14 de nov. de 2018

HERÓIS SERTANEJOS

*Rangel Alves da Costa

Há bravura maior que o do vaqueiro em meio ao toco de pau e aos pontiagudos espinhos das matas e catingueiras?
Há coragem maior que a do bravo caçador que adentra os escuros da mata em busca da caça para alimentar a família?
Há esforço maior que o do lavrador, de enxada ou foice à mão, sobre o chão rachado de calor e debaixo da fornalha do sol?
Há persistência maior que a do pobre homem da terra que replanta a planta morta e depois ainda faz renascer a esperança de colher grão?
Há heroísmo maior que sofrer o sofrimento do bicho na pele e no osso, que chorar a mesma lágrima do animal, que berrar por dentro o mesmo berro de dor daquele na desvalia da fome e da sede?
Todos são heróis, são sertanejos de excepcionalidades indescritíveis. De nobreza inigualável é a vida do sertanejo, do homem da terra, do mato, dos escondidos, das distâncias matutas.
E todos são igualmente heróis, bravos guerreiros, fulgurantes Ulisses em Odisseia. Na história e no cotidiano sertanejo, não há coadjuvante, não há personagem de segundo plano no seu enredo e trama.
Todos, indistintamente, são protagonistas, atores principais nas páginas reais de uma epopeia chamada existência. De uma saga chamada sobrevivência.
No livro-sertão, cada personagem possui importância igual, cada um influencia na gestação de uma realidade a muitos desconhecida e até incompreendida, mas sempre tão comovida e comovente.


Além deste pedestal de lutas e vitórias, de sofrimentos e inglórias, há de se reconhecer o heroísmo em cada um, em cada ser nascido e vivente no mundo-sertão. Todos são, pois, heróis sertanejos. Não existe o sertanejo comum, o reles sertanejo, o sertanejo desvalido de tudo.
Mesmo na pobreza e magrez há o heroísmo da sobrevivência, mesmo na carência e no sofrimento há o heroísmo da luta por dias melhores, mesmo na angústia pela mesa sem prato e pelo prato vazio há o heroísmo dá invenção do viver, mesmo na lágrima que cai escondida e na prece que nunca é ouvida há o heroísmo pela abnegação da esperança incontida.
Há o heroísmo na acumulação de riquezas em meio hostil.
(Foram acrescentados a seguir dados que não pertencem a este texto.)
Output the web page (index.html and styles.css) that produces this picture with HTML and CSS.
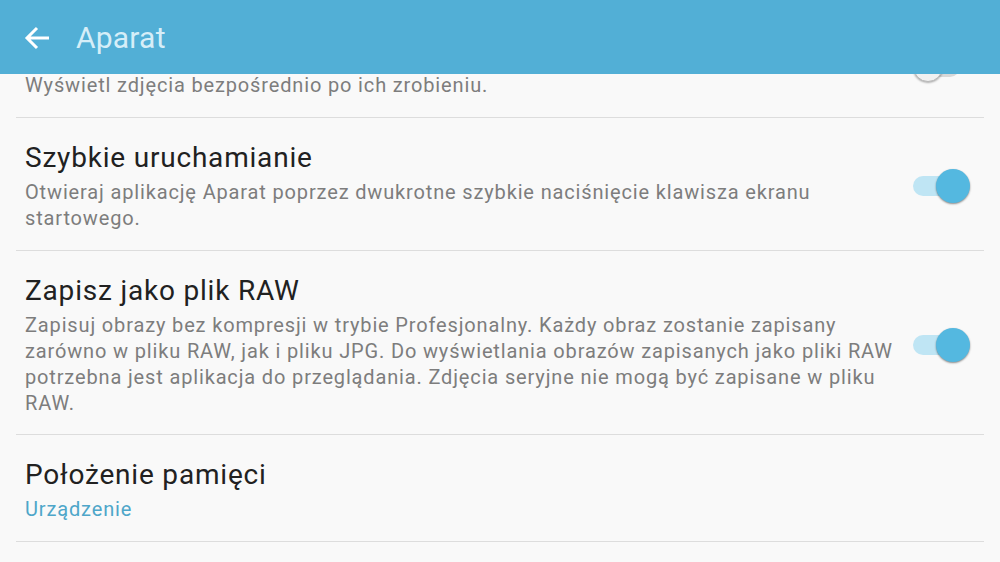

Há o heroísmo na casa bonita e no móvel da sala, vez que sempre um sonho realizado. Há heroísmo no veículo na garagem e no sítio para repouso e estadia, vez que nascidos de cada pingo de suor. Mas outros heróis tão reais que chegam a assemelhar a deuses e semideuses de um Olimpo Matuto.
Mateiros, roceiros, pequenos agricultores, vaqueiros, autônomos, vendedores, pescadores, fateiras, varredoras de rua, garis, lenhadores, coureiros, bordadeiras, rendeiras, artesãos, doceiras, lavadoras de roupas, pedreiros, serventes, caçadores, feirantes, beatas, missionários, benzedeiras, rezadores, todos, enfim.
Lampião foi herói na jornada, Padre Cícero e Frei Damião heróis nas suas missões de fé, Antônio Conselheiro no seu desvario consciente por um mundo humanizado através do trabalho e da religião.
Gonzagão foi herói, Dominguinhos também. Mas também Tião, Bastião, Jucundina, Luzia, Timóteo, Pedro, João, Bastiana, Porcina, Minervina. Heróis da luta, do suor, da prece, da oração, da persistência, da vela acesa, do rosário nas mãos.
Aquela heroína que encontrei no Assentamento Madre Teresa de Calcutá: debaixo do sol, voltando da mata e carregando na força dos braços uma carrada de toco de pau para fazer lenha. Que heroína maior desse mundo-sertão!
Heróis como eu e você, que sertanejos somos sem jamais abdicar desse orgulho maior!